Psalm 64:3



Verse 3. Who whet their tongue like a sword. Slander has ever been the master weapon of the good man's enemies, and great is the care of the malicious to use it effectively. As warriors grind their swords, to give them an edge which will cut deep and wound desperately, so do the unscrupulous invent falsehoods which shall be calculated to inflict pain, to stab the reputation, to kill the honour of the righteous. What is there which an evil tongue will not say? What misery will it not labour to inflict?

And bend their bows to shoot their arrows, even bitter words. Far off they dart their calumnies, as archers shoot their poisoned arrows. They studiously and with force prepare their speech as bent bows, and then with cool, deliberate aim, they let fly the shaft which they have dipped in bitterness. To sting, to inflict anguish, to destroy, is their one design. Insult, sarcasm, taunting defiance, nicknaming, all these were practised among Orientals as a kind of art; and if in these Western regions, with more refined manners, we are less addicted to the use of rough abuse, it is yet to be feared that the less apparent venom of the tongue inflicts none the less poignant pain. However, in all cases, let us fly to the Lord for help. David had but the one resource of prayer against the twofold weapons of the wicked, for defence against sword or arrow he used the one defence of faith in God.



Verse 3. Who whet their tongue, etc. The verb means, says Parkhurst, "to whet, sharpen," which is performed by reiterated motion of friction; and by a beautiful metaphor it is applied to a wicked tongue. It has, however, been rendered, vibrate, as it is certain a serpent does his tongue. Richard Mant.

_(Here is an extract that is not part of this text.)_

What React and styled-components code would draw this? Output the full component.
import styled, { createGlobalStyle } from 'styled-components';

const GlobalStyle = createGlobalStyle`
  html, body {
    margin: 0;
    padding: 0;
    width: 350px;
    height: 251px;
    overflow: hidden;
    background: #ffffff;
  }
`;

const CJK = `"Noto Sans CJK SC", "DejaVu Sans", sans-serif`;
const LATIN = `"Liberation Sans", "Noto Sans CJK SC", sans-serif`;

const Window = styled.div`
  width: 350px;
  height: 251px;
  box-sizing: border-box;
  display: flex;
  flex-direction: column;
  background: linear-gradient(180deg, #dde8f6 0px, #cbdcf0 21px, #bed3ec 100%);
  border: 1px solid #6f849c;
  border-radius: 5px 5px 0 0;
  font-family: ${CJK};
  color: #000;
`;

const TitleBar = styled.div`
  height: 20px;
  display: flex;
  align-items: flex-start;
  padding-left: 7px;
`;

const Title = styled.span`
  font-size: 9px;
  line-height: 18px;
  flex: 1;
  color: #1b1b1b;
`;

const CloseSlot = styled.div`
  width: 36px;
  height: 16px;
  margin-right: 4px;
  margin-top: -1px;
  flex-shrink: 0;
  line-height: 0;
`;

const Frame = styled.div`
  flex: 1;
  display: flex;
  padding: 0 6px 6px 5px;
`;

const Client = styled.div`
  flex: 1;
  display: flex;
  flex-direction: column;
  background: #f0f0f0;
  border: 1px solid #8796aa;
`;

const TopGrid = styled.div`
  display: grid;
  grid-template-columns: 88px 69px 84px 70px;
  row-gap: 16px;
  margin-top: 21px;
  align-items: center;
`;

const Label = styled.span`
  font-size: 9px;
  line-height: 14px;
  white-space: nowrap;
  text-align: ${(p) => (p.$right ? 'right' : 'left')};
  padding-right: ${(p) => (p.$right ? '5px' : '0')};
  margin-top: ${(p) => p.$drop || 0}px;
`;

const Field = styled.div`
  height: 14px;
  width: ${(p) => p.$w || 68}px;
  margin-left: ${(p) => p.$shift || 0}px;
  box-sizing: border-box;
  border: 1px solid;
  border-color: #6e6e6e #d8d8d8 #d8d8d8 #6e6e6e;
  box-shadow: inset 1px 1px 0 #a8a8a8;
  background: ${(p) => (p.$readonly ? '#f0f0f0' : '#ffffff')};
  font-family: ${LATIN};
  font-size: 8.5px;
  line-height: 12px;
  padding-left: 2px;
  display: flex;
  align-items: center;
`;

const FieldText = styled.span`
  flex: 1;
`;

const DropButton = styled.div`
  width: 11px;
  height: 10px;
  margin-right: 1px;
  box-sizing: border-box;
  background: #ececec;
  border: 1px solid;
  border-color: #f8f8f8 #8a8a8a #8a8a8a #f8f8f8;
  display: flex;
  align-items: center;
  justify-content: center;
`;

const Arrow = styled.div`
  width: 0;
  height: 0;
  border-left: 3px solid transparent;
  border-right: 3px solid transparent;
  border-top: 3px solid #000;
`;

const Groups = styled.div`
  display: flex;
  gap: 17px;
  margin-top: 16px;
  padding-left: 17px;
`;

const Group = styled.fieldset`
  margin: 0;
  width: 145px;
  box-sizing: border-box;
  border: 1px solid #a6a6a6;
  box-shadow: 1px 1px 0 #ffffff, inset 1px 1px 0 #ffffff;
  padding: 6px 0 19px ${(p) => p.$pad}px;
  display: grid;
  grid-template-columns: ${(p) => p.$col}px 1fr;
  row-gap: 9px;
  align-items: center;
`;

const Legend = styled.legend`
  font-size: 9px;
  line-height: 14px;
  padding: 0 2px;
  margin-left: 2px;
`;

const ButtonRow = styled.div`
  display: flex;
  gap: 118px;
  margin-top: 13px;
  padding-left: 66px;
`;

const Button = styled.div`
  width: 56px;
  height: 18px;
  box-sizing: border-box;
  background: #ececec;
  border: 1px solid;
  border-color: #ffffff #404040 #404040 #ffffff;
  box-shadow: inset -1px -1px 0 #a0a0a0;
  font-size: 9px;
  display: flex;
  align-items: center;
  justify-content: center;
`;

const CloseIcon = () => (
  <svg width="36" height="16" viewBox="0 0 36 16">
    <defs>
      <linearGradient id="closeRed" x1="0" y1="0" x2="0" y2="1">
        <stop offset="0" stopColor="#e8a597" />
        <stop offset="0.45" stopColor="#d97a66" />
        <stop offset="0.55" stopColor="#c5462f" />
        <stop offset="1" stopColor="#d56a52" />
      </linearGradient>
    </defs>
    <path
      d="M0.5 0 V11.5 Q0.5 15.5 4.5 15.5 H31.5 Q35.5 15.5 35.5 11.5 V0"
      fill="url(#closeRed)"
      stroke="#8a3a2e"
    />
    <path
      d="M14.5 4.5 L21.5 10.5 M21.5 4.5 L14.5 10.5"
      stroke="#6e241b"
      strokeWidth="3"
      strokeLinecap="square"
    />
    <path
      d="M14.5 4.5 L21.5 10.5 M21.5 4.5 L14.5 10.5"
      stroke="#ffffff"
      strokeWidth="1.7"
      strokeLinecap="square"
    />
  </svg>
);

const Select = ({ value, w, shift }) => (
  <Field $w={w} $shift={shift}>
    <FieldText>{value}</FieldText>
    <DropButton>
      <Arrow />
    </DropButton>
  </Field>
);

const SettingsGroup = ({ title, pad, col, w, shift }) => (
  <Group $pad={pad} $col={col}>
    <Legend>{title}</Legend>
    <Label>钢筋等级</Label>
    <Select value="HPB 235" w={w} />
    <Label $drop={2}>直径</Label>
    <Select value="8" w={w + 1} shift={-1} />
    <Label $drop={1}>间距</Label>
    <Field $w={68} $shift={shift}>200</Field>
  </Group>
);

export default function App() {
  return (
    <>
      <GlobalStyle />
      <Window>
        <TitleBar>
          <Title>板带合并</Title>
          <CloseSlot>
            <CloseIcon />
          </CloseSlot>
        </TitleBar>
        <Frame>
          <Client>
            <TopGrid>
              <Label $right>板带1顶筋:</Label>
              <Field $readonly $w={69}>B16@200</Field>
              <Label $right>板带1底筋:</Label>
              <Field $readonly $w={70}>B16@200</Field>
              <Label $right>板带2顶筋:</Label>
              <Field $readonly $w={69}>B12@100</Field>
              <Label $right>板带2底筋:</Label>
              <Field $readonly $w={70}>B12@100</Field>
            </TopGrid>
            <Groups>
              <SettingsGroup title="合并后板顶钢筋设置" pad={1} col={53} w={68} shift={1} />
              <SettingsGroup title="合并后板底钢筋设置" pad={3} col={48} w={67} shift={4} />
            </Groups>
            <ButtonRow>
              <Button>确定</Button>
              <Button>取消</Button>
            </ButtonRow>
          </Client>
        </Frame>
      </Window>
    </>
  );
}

Verse 3. The ingenuity of man has been wonderfully tasked and exercised in two things, inventing destructive weapons of war, and devising various methods of ruining men by wicked words. The list of the former is found in military writings. But the various forms of evil speaking can hardly be catalogued. Evil speakers have arrows, sharp, barbed, dipped in poison. They have "swords, flaming swords, two edged swords, drawn swords, drawn in anger, with which they cut, and wound, and kill the good name of their neighbour." Sins of the tongue are commonly very cruel. When slander is secret, as it commonly is, you cannot defend yourself from its assaults. Its canons are infernal. One of them is, "If a lie will do better than the truth, tell a lie." Another is, "Heap on reproach; some of it will stick." William S. Plumer.

Verse 3-4. We saw in the Museum at Venice an instrument with which one of the old Italian tyrants was accustomed to shoot poisoned needles at the objects of his wanton malignity. We thought of gossips, backbiters, and secret slanderers, and wished that their mischievous devices might come to a speedy end. Their weapons of innuendo, shrug, and whisper, appear to be as insignificant as needles: but the venom which they instil is deadly to many a reputation. C. H. Spurgeon, in "Feathers for Arrows; or, Illustrations for Preachers and Teachers," 1870.

Verse 3-4. David, upon sad experience, compares a wicked, reviling tongue to three fatal weapons -- a razor, a sword, and an arrow. To a razor, such a one as will take off every little hair: so a reviling tongue will not only take advantage of every gross sin committed by others, but those peccadilloes, the least infirmities which others better qualified cannot so much as discern; secondly, to a sword that wounds: so the tongues of reproaching men cut deeply into the credits and reputations of their brethren, but a sword doth mischief only near hand, not afar off; and, therefore, it is in the third place compared to an arrow, that can hit at a distance: and so revilers do not ill offices to those only in the parish or town where they live, but to others far remote. How much, then, doth it concern every man to walk circumspectly; to give no just cause of reproach, not to make himself a scorn to the fools of the world; but, if they will reproach (as certainly they will), let it be for forwardness in God's ways, and not for sin, that so the reproach may fall upon their own heads, and their scandalous language into their own throats. Jeremiah Burroughs.

Verse 3,7-8. The most mischievous weapons of the wicked are words, even bitter words; but the Word is the chief weapon of the Holy Spirit: and as with this sword the great Captain foiled the tempter in the wilderness, so may we vanquish "the workers of iniquity" with the true Jerusalem blade. J. L. K.



Verse 3. Bitter words. An excellent topic in reference both to the sinner and to professed saints.

Verse 3. The whetting of the tongue. Fresh faults discovered, evil motives imputed, exaggerations invented, lies forged, innuendoes suggested, old slanders furnished, and ancient hatreds rekindled.